● REQUIRED TASK: Go through the entries one line at a time, and gather every line that has the word "this".

● RECORDS TO USE:

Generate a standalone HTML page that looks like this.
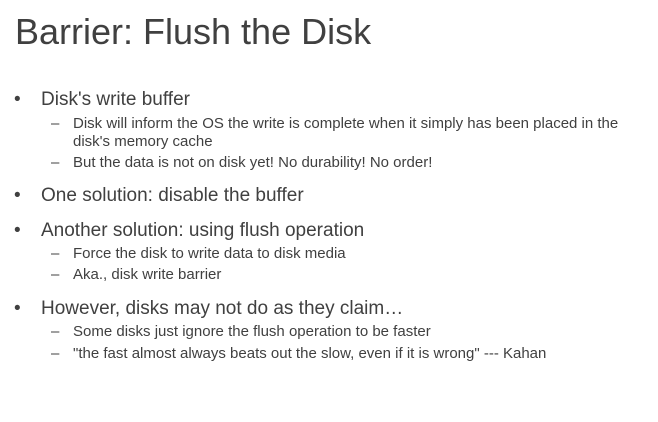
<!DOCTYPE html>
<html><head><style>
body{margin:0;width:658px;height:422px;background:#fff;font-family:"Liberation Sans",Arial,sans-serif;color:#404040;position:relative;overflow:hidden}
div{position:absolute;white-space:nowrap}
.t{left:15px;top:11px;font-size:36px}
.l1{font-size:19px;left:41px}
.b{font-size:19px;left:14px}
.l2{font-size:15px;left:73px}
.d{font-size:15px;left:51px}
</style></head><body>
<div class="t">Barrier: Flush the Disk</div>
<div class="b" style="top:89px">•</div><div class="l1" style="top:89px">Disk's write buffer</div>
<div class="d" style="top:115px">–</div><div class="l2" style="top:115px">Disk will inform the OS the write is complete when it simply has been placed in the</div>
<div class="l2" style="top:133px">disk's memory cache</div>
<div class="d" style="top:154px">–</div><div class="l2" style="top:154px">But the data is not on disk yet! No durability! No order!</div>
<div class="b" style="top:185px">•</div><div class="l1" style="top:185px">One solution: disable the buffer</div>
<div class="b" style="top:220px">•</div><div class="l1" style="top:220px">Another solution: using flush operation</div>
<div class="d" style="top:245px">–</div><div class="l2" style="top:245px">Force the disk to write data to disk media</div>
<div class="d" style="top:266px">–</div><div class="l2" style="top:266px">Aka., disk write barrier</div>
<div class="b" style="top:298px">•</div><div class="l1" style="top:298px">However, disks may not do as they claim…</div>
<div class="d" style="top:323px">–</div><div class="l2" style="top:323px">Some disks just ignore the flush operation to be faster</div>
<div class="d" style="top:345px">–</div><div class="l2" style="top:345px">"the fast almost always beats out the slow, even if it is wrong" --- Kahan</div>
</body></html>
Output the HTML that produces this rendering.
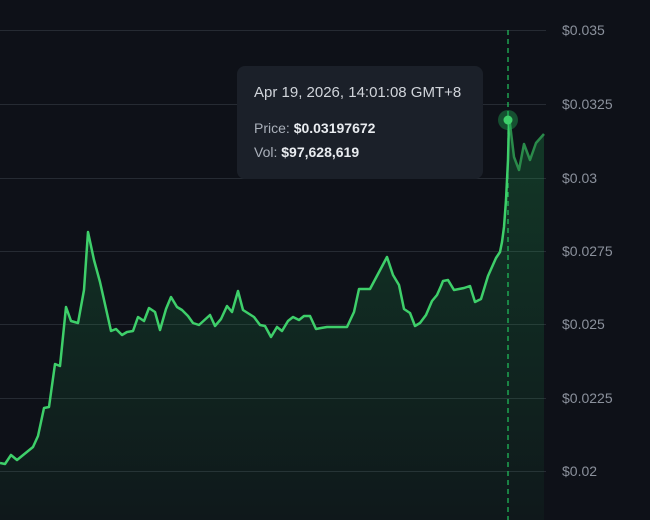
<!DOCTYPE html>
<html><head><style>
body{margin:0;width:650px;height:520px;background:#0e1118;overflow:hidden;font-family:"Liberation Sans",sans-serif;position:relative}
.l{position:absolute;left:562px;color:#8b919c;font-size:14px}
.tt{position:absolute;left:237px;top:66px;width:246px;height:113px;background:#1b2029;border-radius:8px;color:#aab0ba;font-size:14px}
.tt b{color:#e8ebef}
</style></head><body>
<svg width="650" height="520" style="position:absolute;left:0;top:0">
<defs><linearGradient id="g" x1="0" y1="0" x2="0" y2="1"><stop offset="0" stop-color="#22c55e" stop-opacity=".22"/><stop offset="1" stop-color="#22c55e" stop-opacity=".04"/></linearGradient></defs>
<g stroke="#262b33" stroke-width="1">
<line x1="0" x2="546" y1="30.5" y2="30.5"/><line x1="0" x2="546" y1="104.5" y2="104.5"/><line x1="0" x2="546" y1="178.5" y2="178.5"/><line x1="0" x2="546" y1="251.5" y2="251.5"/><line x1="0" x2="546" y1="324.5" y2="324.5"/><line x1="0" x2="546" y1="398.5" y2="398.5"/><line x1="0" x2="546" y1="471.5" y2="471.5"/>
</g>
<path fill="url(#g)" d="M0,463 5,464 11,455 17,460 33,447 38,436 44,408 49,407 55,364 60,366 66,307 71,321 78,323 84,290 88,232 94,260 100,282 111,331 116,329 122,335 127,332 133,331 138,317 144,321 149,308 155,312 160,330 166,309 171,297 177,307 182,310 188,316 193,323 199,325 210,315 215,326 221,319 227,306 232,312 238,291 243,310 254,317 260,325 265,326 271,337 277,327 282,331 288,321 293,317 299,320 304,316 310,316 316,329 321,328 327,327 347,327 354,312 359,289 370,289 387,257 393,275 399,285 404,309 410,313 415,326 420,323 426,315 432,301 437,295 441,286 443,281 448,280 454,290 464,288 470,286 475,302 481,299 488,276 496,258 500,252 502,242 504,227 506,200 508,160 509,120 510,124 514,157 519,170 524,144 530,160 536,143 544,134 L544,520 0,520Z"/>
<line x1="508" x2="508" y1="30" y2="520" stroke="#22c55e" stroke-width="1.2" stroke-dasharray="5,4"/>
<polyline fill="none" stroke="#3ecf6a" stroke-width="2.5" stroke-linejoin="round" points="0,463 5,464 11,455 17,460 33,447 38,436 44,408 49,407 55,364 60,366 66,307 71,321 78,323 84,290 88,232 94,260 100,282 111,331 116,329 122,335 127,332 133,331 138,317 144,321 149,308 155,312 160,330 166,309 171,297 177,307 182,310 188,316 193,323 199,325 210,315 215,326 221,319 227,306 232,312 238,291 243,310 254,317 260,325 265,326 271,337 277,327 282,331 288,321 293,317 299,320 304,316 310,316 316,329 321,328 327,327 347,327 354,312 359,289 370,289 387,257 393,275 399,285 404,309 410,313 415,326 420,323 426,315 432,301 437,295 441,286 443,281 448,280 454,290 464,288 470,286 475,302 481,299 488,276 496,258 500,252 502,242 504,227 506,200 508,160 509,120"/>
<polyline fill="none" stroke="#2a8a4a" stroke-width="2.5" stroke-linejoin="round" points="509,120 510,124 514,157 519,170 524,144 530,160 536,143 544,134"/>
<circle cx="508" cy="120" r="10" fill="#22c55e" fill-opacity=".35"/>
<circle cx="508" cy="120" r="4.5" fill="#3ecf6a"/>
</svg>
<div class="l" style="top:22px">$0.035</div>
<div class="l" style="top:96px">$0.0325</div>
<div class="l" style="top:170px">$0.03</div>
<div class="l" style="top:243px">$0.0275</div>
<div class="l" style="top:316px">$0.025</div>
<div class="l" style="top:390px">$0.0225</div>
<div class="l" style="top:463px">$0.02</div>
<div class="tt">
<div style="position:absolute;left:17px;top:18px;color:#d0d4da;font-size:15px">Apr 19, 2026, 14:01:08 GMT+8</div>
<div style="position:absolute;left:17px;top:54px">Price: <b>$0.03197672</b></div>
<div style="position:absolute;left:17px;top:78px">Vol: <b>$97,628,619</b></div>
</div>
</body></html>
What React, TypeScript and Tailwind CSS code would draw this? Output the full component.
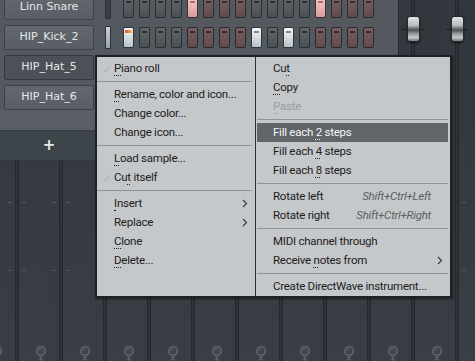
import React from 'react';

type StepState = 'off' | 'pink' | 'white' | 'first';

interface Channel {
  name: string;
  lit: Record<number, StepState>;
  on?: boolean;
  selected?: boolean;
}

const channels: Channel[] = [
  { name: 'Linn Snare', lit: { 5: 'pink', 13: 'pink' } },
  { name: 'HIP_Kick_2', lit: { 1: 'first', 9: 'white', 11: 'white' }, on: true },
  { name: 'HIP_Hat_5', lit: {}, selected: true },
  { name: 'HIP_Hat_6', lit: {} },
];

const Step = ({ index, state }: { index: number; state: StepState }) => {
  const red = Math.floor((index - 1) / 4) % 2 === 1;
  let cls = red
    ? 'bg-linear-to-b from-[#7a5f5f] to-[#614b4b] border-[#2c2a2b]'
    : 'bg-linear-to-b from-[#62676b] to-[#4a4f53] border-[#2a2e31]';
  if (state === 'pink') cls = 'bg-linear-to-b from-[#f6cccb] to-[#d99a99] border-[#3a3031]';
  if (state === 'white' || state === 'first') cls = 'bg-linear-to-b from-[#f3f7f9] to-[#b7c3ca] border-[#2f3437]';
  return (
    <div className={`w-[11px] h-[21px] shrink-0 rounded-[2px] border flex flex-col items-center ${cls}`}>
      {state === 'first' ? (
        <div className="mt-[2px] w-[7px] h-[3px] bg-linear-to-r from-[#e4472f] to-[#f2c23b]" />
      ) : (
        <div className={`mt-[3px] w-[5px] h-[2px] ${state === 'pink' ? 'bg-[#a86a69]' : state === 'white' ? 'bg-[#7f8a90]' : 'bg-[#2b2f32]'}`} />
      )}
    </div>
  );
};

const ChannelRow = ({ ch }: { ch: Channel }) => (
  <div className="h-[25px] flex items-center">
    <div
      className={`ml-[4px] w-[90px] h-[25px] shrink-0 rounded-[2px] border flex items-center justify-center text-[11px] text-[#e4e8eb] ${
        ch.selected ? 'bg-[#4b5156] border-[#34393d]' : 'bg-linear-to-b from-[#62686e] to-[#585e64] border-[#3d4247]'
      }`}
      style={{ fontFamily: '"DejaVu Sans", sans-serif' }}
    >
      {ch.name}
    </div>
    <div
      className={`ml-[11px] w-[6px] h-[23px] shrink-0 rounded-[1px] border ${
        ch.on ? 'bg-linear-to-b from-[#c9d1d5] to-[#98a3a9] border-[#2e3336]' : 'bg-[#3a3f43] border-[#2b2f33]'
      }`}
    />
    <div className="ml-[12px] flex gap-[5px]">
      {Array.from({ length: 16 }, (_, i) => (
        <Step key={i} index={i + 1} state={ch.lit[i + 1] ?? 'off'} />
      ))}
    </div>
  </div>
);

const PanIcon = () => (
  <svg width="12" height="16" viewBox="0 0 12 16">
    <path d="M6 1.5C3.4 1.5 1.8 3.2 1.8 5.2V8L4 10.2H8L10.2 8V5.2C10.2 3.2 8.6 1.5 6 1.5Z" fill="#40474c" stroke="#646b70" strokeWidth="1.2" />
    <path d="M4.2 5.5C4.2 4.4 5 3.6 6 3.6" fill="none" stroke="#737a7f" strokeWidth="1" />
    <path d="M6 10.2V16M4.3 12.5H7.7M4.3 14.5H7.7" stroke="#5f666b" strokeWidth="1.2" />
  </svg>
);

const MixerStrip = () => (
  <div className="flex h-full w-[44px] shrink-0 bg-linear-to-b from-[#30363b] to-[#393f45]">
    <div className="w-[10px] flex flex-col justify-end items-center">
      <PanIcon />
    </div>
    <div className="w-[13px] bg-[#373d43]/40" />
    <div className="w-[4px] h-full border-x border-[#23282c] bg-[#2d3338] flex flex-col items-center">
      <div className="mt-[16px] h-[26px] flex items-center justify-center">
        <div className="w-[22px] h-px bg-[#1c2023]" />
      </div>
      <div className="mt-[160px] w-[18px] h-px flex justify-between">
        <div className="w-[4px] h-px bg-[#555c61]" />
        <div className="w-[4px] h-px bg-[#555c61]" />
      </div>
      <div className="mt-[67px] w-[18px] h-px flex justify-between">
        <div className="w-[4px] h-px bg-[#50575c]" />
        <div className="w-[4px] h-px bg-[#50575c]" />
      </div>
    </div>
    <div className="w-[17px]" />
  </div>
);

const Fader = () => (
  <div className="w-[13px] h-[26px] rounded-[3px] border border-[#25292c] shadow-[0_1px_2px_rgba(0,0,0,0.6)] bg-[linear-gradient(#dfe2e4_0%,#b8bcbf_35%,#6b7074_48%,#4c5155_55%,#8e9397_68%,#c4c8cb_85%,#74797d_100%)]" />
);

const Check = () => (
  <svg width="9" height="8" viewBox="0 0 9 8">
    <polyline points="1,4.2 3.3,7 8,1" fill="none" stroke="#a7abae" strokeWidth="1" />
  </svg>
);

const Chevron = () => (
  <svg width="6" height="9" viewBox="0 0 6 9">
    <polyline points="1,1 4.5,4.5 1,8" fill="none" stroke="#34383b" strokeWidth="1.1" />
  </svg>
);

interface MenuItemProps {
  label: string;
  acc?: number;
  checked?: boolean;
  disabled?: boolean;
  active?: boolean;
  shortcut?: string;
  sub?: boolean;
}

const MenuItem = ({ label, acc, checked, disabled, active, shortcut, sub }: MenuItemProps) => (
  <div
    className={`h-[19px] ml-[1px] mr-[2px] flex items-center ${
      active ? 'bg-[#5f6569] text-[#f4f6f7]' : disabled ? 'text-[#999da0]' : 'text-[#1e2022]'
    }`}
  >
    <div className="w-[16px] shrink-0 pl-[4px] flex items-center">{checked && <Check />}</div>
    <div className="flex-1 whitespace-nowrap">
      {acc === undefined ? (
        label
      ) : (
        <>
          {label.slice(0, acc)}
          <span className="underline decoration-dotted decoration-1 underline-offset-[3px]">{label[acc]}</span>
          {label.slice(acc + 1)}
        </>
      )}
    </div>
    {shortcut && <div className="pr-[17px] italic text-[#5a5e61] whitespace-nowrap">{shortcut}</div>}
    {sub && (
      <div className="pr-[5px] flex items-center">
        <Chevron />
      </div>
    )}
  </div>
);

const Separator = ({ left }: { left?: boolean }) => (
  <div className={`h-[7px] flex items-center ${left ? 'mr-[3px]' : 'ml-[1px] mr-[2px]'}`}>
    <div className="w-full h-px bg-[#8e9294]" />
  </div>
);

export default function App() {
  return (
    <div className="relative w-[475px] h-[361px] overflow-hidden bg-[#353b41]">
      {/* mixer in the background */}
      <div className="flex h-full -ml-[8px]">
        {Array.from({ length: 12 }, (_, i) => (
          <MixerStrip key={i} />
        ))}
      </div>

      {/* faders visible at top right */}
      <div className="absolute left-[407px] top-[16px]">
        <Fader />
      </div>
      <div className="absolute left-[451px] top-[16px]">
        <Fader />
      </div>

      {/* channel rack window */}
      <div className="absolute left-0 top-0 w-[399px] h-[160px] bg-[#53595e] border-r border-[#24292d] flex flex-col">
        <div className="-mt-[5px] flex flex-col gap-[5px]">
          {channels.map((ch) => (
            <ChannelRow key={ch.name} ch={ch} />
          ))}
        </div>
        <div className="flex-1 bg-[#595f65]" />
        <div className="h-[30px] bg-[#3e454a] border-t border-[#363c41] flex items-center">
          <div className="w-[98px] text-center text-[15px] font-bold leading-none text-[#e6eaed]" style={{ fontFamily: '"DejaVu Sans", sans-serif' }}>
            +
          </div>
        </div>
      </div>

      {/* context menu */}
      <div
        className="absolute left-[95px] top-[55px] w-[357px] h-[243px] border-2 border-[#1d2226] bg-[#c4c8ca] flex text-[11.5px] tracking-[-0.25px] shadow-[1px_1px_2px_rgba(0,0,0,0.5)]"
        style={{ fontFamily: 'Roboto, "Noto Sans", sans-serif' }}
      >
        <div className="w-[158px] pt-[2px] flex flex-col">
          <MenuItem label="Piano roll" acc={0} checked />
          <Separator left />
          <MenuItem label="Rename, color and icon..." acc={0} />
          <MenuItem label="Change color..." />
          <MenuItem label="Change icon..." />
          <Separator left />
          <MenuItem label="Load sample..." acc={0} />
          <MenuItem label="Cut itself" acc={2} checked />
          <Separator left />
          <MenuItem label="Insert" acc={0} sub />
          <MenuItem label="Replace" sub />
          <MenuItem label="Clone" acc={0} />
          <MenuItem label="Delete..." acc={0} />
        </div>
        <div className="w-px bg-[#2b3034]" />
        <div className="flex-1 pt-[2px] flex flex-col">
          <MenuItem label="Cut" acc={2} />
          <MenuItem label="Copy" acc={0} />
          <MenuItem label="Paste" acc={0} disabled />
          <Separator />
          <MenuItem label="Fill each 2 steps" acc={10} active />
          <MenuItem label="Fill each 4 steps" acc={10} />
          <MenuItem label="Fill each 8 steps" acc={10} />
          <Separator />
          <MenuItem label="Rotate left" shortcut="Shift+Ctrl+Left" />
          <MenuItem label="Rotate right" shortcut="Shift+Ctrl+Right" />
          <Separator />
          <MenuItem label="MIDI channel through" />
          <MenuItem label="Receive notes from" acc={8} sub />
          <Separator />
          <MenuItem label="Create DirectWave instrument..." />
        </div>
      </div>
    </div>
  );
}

● FULL SOLUTION:
Generate a standalone HTML page that looks like this.
Output the HTML that produces this rendering.
What React, TypeScript and Tailwind CSS code would draw this? Output the full component.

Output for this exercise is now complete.